Penso que este livro tem muitos dados expostos e há alguns pontos de interesse, como as reformas. Muitos dos portugueses em França estão prestes a chegar à idade da reforma e acho que dentro de mais ou menos cinco anos as coisas vão mudar bastante e é importante ter alguma atenção face a essa evolução. Finalmente há ainda a questão dos bancos portugueses em França que sempre acompanharam o processo de emigração, até porque tinham interesse económico. Contudo, neste processo gostava de salientar uma oportunidade para os grupos nacionais, que têm redes importantes em França e que agora, com o euro, têm uma grande oportunidade de poderem oferecer serviços não só a portugueses, mas a todos os europeus. O acompanhamento da emigração, tanto em França como em outros países, permitiu aos bancos portugueses algumas oportunidades de estarem presentes e o que oferecem hoje aos portugueses podem também oferecer aos franceses, pois têm redes que permitem isso.

 

CX:

 

 

Jorge Ruivo

 

Entre Portugal e França

 

Nascido na Cartaria, concelho de Pombal, Jorge Ruivo emigrou para França com os pais com apenas dois anos de idade.
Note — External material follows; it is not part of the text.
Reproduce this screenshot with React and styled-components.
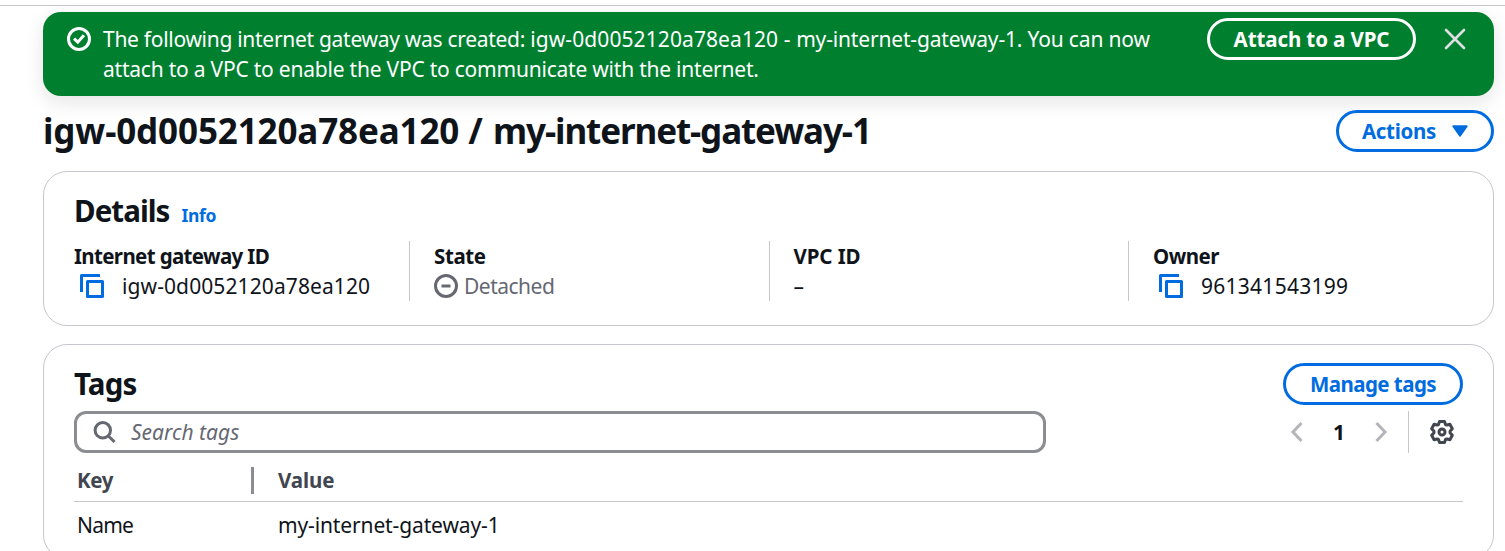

Tendo feito toda a escolaridade naquele país, Jorge Ruivo frequentou por dois anos o ensino superior numa área cientifica. No entanto, acabou por se licenciar em Economia Internacional.

Após obter uma pós-gradução em Economia Europeia, na Universidade Paris Norte, Jorge Ruivo voltou para Portugal, onde estagiou durante seis meses na Alcantel e, posteriormente na Caixa Geral de Depósitos, em Lisboa, onde iniciou o trabalho de pesquisa acerca dos emigrantes portugueses em França.

Tendo depois regressado a território francês, onde chegou a trabalhar num banco português e em diversas seguradoras, Jorge Ruivo é actualmente técnico na Delegação do ICEP em Paris. Contudo, este economista português nunca deixou de acompanhar a evolução da comunidade lusa em França e, após constantes actualizações, publicou finalmente um estudo acerca dos emigrantes portugueses desde os anos 60 até ao ano passado.